For this, she was dismissed as “a mercenary sex obsessive” and someone whose “politics were only between her legs.” I prefer to consider this spy craft. For all those critics who really want to dismiss Pamela as a slutty slut who slutted around, people seem to feel differently when Roald Dahl did the precise same thing. He was a real-life honeypot charged by MI6 with seducing powerful American women to try to raise support for Britain during the war (and who claimed that congresswoman Clare Booth Luce “screwed me from one end of the room to another for three goddamn nights” in the course of his assignment). Pamela’s other lovers during this period included the broadcaster Edward Murrow, the American ambassador Jock Whitney, Major General Fred Anderson, who commanded the American bombing force, and the head of CBS, Bill paley. Supposedly, she kept in her safe “love letters from three separate participants in the Yalta conference.” Information obtained from all these people flowed directly to Churchill.

Christopher Ogden, one of Pamela’s biographers, noted, “If her love life had not been so flagrant, she might have been given a hero’s medal.” 

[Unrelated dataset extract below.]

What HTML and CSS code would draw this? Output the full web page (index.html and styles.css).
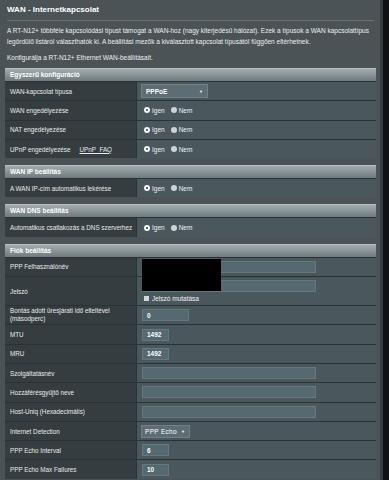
FILE: index.html
```html
<!DOCTYPE html>
<html lang="hu">
<head>
  <meta charset="UTF-8">
  <title>WAN - Internetkapcsolat</title>
  <link rel="stylesheet" href="styles.css">
</head>
<body>

<div class="page">
  <div class="content">
    <h1 class="title">WAN - Internetkapcsolat</h1>
    <div class="rule"></div>
    <p class="desc">A RT-N12+ többféle kapcsolódási típust támogat a WAN-hoz (nagy kiterjedésű hálózat). Ezek a típusok a WAN kapcsolattípus<br>legördülő listáról választhatók ki. A beállítási mezők a kiválasztott kapcsolat típusától függően eltérhetnek.</p>
    <p class="desc konfig">Konfigurálja a RT-N12+ Ethernet WAN-beállításait.</p>

    <div class="section">
      <div class="sec-head">Egyszerű konfiguráció</div>
      <div class="row">
        <div class="label">WAN-kapcsolat típusa</div>
        <div class="value"><span class="select wide">PPPoE<span class="arrow">▼</span></span></div>
      </div>
      <div class="row">
        <div class="label">WAN engedélyezése</div>
        <div class="value"><span class="radio on"></span>Igen<span class="radio"></span>Nem</div>
      </div>
      <div class="row">
        <div class="label">NAT engedélyezése</div>
        <div class="value"><span class="radio on"></span>Igen<span class="radio"></span>Nem</div>
      </div>
      <div class="row">
        <div class="label">UPnP engedélyezése <a class="faq">UPnP_FAQ</a></div>
        <div class="value"><span class="radio on"></span>Igen<span class="radio"></span>Nem</div>
      </div>
    </div>

    <div class="section">
      <div class="sec-head">WAN IP beállítás</div>
      <div class="row">
        <div class="label">A WAN IP-cím automatikus lekérése</div>
        <div class="value"><span class="radio on"></span>Igen<span class="radio"></span>Nem</div>
      </div>
    </div>

    <div class="section">
      <div class="sec-head">WAN DNS beállítás</div>
      <div class="row">
        <div class="label">Automatikus csatlakozás a DNS szerverhez</div>
        <div class="value"><span class="radio on"></span>Igen<span class="radio"></span>Nem</div>
      </div>
    </div>

    <div class="section">
      <div class="sec-head">Fiók beállítás</div>
      <div class="row">
        <div class="label">PPP Felhasználónév</div>
        <div class="value masked"><span class="input long"></span><span class="redact"></span></div>
      </div>
      <div class="row tall">
        <div class="label">Jelszó</div>
        <div class="value stack">
          <span class="input long"></span>
          <span class="check-line"><span class="checkbox"></span>Jelszó mutatása</span>
        </div>
      </div>
      <div class="row">
        <div class="label two-line">Bontás adott üresjárati idő elteltével<br>(másodperc)</div>
        <div class="value"><span class="input mid">0</span></div>
      </div>
      <div class="row">
        <div class="label">MTU</div>
        <div class="value"><span class="input short">1492</span></div>
      </div>
      <div class="row">
        <div class="label">MRU</div>
        <div class="value"><span class="input short">1492</span></div>
      </div>
      <div class="row">
        <div class="label">Szolgáltatásnév</div>
        <div class="value"><span class="input long"></span></div>
      </div>
      <div class="row">
        <div class="label">Hozzáférésgyűjtő neve</div>
        <div class="value"><span class="input long"></span></div>
      </div>
      <div class="row">
        <div class="label">Host-Uniq (Hexadecimális)</div>
        <div class="value"><span class="input long"></span></div>
      </div>
      <div class="row">
        <div class="label">Internet Detection</div>
        <div class="value"><span class="select narrow">PPP Echo<span class="arrow">▼</span></span></div>
      </div>
      <div class="row">
        <div class="label">PPP Echo Interval</div>
        <div class="value"><span class="input short">6</span></div>
      </div>
      <div class="row">
        <div class="label">PPP Echo Max Failures</div>
        <div class="value"><span class="input short">10</span></div>
      </div>
    </div>
  </div>
</div>

</body>
</html>
```

FILE: styles.css
```css
* { box-sizing: border-box; }
html, body {
  margin: 0;
  height: 480px;
  overflow: hidden;
}
body {
  background: #0f1112;
  font-family: 'Liberation Sans', Arial, sans-serif;
  color: #fff;
}
.page {
  width: 383px;
  height: 480px;
  background: #4b5356;
  border-right: 3px solid #363c3f;
}
.content {
  padding: 0 0 0 5px;
  width: 376px;
}
.title {
  margin: 0;
  padding: 4px 2px 0;
  font-size: 8px;
  line-height: 11px;
  font-weight: bold;
}
.rule {
  height: 1px;
  margin: 5px 2px 0;
  background: #687174;
}
.desc {
  margin: 4px 2px 0;
  font-size: 6.5px;
  line-height: 11px;
  color: #eef0f0;
}
.desc.konfig {
  margin-top: 5px;
  margin-bottom: 5px;
}
.section {
  margin-bottom: 7px;
}
.sec-head {
  height: 13px;
  padding-left: 5px;
  background: linear-gradient(#a1abae, #6f7b7f);
  border-top: 1px solid #b7c0c2;
  font-size: 6.5px;
  line-height: 12px;
  font-weight: bold;
  color: #fff;
}
.row {
  display: grid;
  grid-template-columns: 131px 1fr;
  height: 19.3px;
  border-top: 1px solid #2a3235;
}
.row.tall { height: 29px; }
.label {
  display: flex;
  align-items: center;
  padding-left: 5px;
  background: #353d40;
  font-size: 6.3px;
  white-space: nowrap;
  color: #e9ebeb;
}
.label.two-line {
  line-height: 8px;
}
.faq {
  margin-left: 9px;
  text-decoration: underline;
  color: #e9ebeb;
}
.value {
  display: flex;
  align-items: center;
  padding-left: 5px;
  background: #4a585d;
  border-left: 1px solid #2a3235;
  font-size: 6.5px;
  white-space: nowrap;
  color: #f2f2f2;
}
.value.stack {
  flex-direction: column;
  align-items: flex-start;
  justify-content: center;
  gap: 3px;
}
.value.masked { position: relative; }
.radio {
  width: 6px;
  height: 6px;
  margin: 0 2px 0 2px;
  border-radius: 50%;
  background: #cfd3d4;
}
.radio.on {
  background: #3c4447;
  border: 2px solid #f4f4f4;
}
.value .radio:not(.on) { margin-left: 6px; }
.select {
  display: flex;
  align-items: center;
  height: 14px;
  padding-left: 4px;
  background: #5e6d73;
  border: 1px solid #6f8086;
  font-weight: bold;
  color: #fff;
}
.select.wide { width: 67px; margin-left: -1px; }
.select.narrow {
  width: 49px;
  height: 13px;
  margin-left: -1px;
  padding-left: 3px;
  font-weight: normal;
  letter-spacing: 0.3px;
}
.arrow {
  margin-left: auto;
  margin-right: 4px;
  font-size: 4px;
  letter-spacing: 0;
}
.input {
  display: flex;
  align-items: center;
  height: 12px;
  padding-left: 4px;
  background: #566870;
  border: 1px solid #64787f;
  font-weight: bold;
  color: #fff;
}
.input.long { width: 174px; }
.input.mid { width: 47px; }
.input.short { width: 27px; }
.redact {
  position: absolute;
  left: 5px;
  top: 1px;
  width: 79px;
  height: 32px;
  background: #000;
  z-index: 2;
}
.check-line {
  display: flex;
  align-items: center;
  gap: 3px;
  margin-left: 2px;
}
.checkbox {
  width: 5px;
  height: 5px;
  background: #d3d6d7;
}
```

Pamela moved to Paris after the war. She began sleeping with Gianni Agnelli, the head of Fiat and “Italy’s uncrowned King.” He set her up with a beautiful car and apartment. Meanwhile, during their relationship, Averell Harriman had given her an allowance of $20,000 a year or about $350,000 today. He was surprised to find, years after their break-up, that his secretary had never stopped sending the checks. All this prompted her husband, perhaps sardonically (though no one seems to think Randolph Churchill was particularly perceptive), to attest, “How clever she was to manage so adroitly on her meagre allowance.”

Pamela and Randolph divorced in 1946. Pamela converted to Catholicism in the hopes of convincing Agnelli to marry her. However, Agnelli informed her that he could not, as a Catholic, marry a divorced woman. So, she began simultaneous relationships with the Baron de Rothschild of the banking family, and the shipping magnate Stavros Niarchos. The affair with the Baron ended when his wife sideswiped Pamela’s car in a Paris street. As for Pamela, when asked if one could expect fidelity from any man, she replied, “I guess one’s always hopeful but, being European, I doubt that it’s true.”  

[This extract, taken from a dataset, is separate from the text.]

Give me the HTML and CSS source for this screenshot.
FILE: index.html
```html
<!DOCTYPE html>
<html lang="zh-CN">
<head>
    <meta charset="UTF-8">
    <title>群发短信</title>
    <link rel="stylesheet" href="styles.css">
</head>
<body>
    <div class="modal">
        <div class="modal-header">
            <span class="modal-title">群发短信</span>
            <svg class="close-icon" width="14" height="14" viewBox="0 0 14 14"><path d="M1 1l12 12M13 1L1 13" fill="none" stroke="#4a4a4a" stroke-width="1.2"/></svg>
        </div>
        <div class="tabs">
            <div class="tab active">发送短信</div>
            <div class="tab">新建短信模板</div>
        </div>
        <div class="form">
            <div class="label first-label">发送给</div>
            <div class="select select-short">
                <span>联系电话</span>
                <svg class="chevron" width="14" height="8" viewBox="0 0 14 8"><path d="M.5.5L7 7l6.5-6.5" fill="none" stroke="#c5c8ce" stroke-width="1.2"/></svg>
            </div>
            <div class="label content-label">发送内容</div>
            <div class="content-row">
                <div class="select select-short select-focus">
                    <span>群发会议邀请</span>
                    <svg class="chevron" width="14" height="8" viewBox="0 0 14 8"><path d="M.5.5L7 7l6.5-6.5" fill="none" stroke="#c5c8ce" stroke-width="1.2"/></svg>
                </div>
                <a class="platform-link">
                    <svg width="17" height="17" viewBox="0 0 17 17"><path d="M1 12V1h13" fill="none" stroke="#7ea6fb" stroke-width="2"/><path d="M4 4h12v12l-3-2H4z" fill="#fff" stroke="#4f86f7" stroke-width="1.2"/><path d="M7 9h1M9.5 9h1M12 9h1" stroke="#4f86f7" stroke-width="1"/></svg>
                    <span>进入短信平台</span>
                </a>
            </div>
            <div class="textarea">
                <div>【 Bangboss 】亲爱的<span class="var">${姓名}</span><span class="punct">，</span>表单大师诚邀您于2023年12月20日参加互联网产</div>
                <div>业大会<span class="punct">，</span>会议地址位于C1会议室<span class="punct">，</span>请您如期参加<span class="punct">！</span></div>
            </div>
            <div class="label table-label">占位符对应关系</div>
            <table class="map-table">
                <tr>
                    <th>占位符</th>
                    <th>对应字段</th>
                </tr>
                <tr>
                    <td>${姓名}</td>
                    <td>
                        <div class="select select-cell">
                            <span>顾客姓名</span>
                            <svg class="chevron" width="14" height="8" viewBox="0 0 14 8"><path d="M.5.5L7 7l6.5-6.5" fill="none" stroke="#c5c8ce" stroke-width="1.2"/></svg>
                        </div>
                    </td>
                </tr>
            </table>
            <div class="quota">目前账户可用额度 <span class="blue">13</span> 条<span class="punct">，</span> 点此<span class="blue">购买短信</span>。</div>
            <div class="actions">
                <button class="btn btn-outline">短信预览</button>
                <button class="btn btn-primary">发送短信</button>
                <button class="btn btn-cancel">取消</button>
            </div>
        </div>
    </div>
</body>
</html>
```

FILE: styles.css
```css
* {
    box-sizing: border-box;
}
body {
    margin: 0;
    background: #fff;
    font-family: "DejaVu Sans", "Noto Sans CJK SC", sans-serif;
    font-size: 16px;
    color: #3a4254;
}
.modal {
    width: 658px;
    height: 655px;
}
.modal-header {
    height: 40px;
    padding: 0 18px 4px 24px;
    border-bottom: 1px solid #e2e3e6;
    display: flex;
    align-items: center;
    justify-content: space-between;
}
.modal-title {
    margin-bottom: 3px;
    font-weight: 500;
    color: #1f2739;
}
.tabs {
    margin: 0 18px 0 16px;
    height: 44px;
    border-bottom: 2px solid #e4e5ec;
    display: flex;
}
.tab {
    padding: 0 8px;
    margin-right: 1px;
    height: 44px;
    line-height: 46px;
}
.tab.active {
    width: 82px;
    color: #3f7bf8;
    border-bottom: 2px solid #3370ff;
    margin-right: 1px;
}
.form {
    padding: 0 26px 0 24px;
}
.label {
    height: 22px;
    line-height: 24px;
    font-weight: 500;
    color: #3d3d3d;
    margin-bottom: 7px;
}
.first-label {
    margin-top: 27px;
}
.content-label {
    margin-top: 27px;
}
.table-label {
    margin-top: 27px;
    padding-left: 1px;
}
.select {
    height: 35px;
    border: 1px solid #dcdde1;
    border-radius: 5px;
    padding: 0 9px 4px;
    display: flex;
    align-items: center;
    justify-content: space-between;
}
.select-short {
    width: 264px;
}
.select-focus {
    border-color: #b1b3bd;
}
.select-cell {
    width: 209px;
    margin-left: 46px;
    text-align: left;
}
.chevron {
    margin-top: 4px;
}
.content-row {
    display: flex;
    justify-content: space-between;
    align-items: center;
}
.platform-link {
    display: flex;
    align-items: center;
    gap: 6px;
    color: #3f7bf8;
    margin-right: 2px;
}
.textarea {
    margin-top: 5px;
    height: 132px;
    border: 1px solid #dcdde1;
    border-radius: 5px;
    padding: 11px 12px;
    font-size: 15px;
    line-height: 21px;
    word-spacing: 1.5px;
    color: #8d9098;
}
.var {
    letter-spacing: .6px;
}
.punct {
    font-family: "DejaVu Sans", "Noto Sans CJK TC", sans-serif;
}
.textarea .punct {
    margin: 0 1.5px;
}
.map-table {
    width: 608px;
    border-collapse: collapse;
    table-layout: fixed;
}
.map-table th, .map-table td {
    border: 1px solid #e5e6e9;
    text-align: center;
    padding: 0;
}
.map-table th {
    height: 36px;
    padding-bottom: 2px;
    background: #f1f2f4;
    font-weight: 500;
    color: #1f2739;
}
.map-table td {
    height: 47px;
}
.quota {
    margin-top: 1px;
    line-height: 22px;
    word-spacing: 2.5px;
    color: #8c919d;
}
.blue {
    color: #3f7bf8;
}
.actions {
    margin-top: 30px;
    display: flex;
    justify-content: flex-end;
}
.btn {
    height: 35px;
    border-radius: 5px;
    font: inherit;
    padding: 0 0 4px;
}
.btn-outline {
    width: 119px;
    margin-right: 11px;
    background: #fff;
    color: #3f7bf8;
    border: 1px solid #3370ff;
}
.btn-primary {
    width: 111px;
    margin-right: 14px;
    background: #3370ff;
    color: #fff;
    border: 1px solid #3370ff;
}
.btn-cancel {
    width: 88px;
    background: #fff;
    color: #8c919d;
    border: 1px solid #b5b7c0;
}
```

By this time, Pamela had become so scandalous that when the Queen of England visited France in 1957, Pamela was not invited to any of the events. The British ambassador’s wife even declared, “I will not have that tart at the embassy.” Truman Capote had begun snickering that men were happy to sleep with Pamela, “but they won’t marry her.” And as she approached age 40, her peers thought it unlikely that anyone would propose.  

She married again. As soon as she decided she wanted to. After Pamela moved to New York in 1959, Slim Hayward (better known as Slim Keith) suggested Pamela attend the theater with her husband, Leland Hayward. He was the Broadway producer who had financed South Pacific and The Sound of Music. Leland was immediately struck by what he called “her extraordinary attention span.” Friends said that Pamela “went from knowing absolutely nothing about Broadway to being able to quote box-office grosses in about two weeks.” Leland promptly divorced Slim, prompting her to hate Pamela for the rest of her life.

In her marriage to Leland, Pamela apparently showed “geisha-like devotion.” The critic Laurence Lerner noted that Pamela, “turned out to be a terrific wife.” The marriage lasted for 11 years, until Leland’s death in 1971.  

One day after Leland’s funeral, she resumed the relationship of her youth with Averell Harriman. Leland died in March, and Pamela and Averell (who was now 79 and single) were married in September. She moved to his home in Washington, DC. Just as she had taken an interest in theater when she was with Leland, she rechristened herself a “political animal,” fascinated by Democratic politics, a passion that continued even after Harriman’s death in 1986.   

She arrived at a particularly bleak moment for Democrats, when Ronald Reagan’s presidency was quickly followed by George H.W. Bush in 1988. Jay Rockefeller claimed that when Pamela Harriman entered the scene, “the Democratic party was just gone, blown out of existence. And suddenly there was Pamela, very calm, very strong, saying ‘come on, let’s put this party back together again.’ And she did.” She raised $12 million for Bill Clinton’s 1992 presidential campaign. “She was one of the most unusual and gifted people I ever met. She was a source of judgment and inspiration to me, a constant source of good humor, and charm, and real friendship.” There is nothing to indicate that there was a romantic connection between the two, which, taking both their temperaments into account, is genuinely surprising.  

When Clinton won the election, he appointed her the U.S. Ambassador to France, where “it was widely assumed that she would be the social figurehead and leave the Embassy diplomats to do the real work.” That was incorrect. She was able to smooth over normally prickly relations between France and America to an extent that The International Herald Tribune wrote that Harriman was, without question, “the most successful American political ambassador of the decade.” When she passed away in 1997, French President Jacques Chirac said of Harriman’s ambassadorship that it was “probably one of the best since Benjamin Franklin and Thomas Jefferson.”

Pamela had a skill. Her charm, her interest and her willingness to make other people feel interesting did not diminish with age or experience. It was not something she lucked into through bottom swinging or, if she’d lived today, finding the right lip injector. It was a bona fide talent. In a self-absorbed world where people report increasing levels of loneliness, her generosity in simply paying attention to others and allowing them to feel special is a skill many of us would do well to cultivate.